I <id> <field> <int>

Decimal integer, possibly signed. Used for IntegerNode.value (the parsed literal), flags bitfields, and Prism's NumberedParametersNode arity.

F <id> <field> <float>

Float literal in printf("%.17g") form, always with a decimal point.

How consumers read the AST

nt_load_text parses the text into a NodeTable: an array of SpNode records indexed by node id (src/node_table.h). Unlike the retired Ruby self-host -- which built one flat @nd_<field> array per attribute -- each SpNode stores its own small field lists (string / int / ref / array), and the analyzer and code generator both query them by name through the accessor API:

Accessor Reads
nt_type(nt, id) Node type name (the N record); NULL if unset.
nt_str(nt, id, "name") An S string attribute; NULL if absent.
nt_int(nt, id, "value", dflt) An I integer attribute; dflt if absent.
nt_ref(nt, id, "receiver") An R child reference; -1 if absent / empty.
nt_arr(nt, id, "arguments", &n) An A child-id list and its length; NULL,0 if absent.
nt_kind(nt, id) The cached NodeKind enum (a fast switch key vs. strcmp on the type string).

A reference field absent from a node reads back as -1 and an absent array as empty, so consumers check before indexing. The loader skips records it does not recognise; an attribute the parser emits but no accessor ever reads is simply inert. New parser fields are picked up automatically by nt_str / nt_int / nt_ref / nt_arr once a consumer asks for them by name -- there is no separate per-field loader arm to keep in sync.

The analyzer's results do not live in the NodeTable; they live in the Compiler struct (the per-node type cache plus the class / method / scope tables). The NodeTable is the immutable parsed program; the Compiler is the derived analysis.

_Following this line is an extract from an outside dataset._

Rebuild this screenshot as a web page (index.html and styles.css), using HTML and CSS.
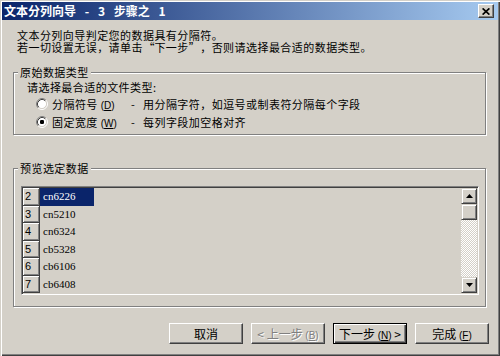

See ANALYZE-IR.md.

Limitations

  • Integer overflow: IntegerNode.value is encoded as a signed 64-bit decimal. Literals outside [INT64_MIN, INT64_MAX] are truncated by pm_int_value(); the AOT compiler then auto-promotes to bigint at use sites it can recognise (loop multiplication, fibonacci-style addition). See README.md §Bigint.
  • Floating point: %.17g round-trips IEEE-754 doubles but the surface text isn't human-readable for boundary cases. Codegen uses the literal text directly in C output, so the encoded form drives what the C compiler sees.
  • Encoding: bytes ≥ 0x80 pass through verbatim, so the parser assumes UTF-8. ASCII-7 sources are always safe; mixed-encoding sources are not supported (matches the README's "no encoding" limitation).
  • Source locations: emitted. Each node carries node_line / node_file / node_col integer attributes and the file table is carried in SOURCE_FILE / FILE records, so codegen can map a generated-C line back to the original .rb (the --line-map / --debug #line directives, and the --line-map diagnostics that re-point cc errors at Ruby source).

See also

  • docs/ANALYZE-IR.md -- the in-memory analyze ↔ codegen contract (the Compiler struct that replaced the old .ir file).
  • docs/FFI.md -- direct C-call declarations.
  • src/spinel_parse.c -- the C front-end that produces this format.
  • src/node_table.[ch] -- nt_load_text and the nt_* accessor API.
  • src/analyze*.c -- type inference; fills the Compiler node type cache.
  • src/codegen*.c -- C emission; reads the NodeTable + Compiler.